## [Required task]
Single out the lines of the material that contain "this" and copy them.

## [Dataset records]
# # #

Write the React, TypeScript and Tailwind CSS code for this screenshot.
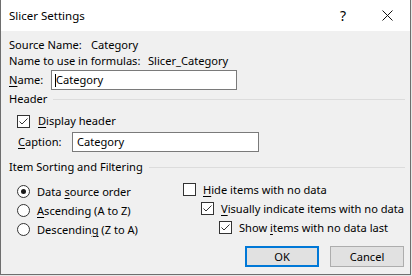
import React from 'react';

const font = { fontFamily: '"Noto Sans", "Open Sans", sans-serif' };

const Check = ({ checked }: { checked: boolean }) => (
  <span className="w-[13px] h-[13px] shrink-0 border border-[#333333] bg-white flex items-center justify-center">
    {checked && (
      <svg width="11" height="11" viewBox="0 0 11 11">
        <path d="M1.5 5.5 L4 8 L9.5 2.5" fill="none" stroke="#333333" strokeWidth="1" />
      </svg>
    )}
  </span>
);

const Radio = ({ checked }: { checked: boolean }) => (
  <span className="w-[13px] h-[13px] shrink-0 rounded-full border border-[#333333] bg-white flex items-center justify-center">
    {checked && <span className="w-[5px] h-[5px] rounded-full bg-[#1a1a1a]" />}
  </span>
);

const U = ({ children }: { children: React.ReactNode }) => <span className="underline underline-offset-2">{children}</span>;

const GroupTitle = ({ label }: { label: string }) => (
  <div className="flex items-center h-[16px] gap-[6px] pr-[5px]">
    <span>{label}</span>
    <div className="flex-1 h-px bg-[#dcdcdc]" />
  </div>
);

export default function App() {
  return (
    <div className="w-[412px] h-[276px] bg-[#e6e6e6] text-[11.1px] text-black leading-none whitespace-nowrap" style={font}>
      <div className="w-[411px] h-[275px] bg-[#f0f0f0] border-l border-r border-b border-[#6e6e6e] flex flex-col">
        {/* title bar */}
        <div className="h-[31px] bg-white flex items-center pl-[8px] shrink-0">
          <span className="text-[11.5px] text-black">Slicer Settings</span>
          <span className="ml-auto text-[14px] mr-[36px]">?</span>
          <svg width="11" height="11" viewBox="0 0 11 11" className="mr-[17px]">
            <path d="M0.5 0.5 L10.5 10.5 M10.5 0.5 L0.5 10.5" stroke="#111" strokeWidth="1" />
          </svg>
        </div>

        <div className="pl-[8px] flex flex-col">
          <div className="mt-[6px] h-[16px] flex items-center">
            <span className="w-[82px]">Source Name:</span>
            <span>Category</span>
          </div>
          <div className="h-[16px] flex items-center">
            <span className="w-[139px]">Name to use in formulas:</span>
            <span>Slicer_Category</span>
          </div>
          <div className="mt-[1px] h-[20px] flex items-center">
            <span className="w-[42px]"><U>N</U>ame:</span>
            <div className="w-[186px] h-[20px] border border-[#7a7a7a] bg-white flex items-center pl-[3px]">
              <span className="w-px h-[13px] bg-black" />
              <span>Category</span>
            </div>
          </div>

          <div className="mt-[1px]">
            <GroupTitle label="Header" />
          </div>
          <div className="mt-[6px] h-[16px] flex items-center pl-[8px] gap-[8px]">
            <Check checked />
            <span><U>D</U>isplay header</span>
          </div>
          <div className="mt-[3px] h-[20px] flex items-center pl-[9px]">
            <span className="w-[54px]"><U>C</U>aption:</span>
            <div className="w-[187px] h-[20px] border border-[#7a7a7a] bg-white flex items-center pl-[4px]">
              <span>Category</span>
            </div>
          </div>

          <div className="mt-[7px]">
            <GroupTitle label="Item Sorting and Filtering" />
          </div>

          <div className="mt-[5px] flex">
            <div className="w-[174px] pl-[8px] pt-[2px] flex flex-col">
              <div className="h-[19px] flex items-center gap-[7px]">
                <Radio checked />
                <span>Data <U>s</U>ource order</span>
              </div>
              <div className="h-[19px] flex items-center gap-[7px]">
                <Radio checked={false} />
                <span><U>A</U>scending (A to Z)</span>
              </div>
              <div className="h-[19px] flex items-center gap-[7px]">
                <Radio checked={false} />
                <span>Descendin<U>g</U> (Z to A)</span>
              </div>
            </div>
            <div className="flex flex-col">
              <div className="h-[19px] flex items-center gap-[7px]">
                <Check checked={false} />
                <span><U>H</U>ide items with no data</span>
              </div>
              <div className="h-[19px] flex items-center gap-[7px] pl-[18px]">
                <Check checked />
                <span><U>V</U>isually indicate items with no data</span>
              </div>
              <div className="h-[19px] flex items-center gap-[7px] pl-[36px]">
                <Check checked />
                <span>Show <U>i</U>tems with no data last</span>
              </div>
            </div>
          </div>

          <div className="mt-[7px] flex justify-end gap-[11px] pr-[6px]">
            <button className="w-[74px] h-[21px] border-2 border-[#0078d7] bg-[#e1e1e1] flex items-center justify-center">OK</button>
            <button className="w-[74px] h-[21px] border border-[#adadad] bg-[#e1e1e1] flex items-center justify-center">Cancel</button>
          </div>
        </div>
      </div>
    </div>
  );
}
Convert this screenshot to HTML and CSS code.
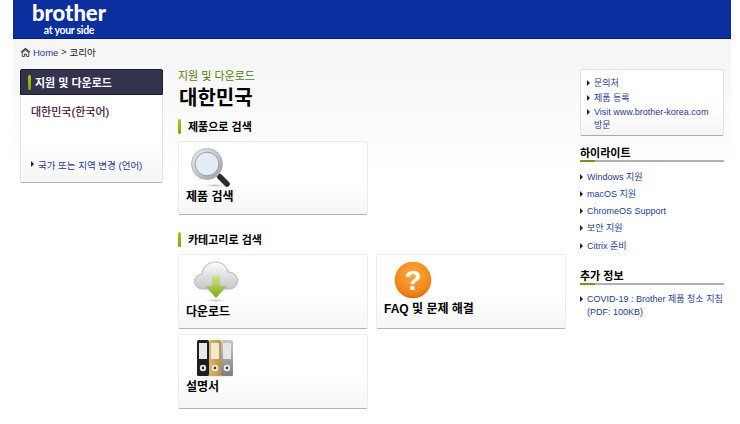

# # #

## [Reply to the exercise]
Write the React, TypeScript and Tailwind CSS code for this screenshot.
Convert this screenshot to HTML and CSS code.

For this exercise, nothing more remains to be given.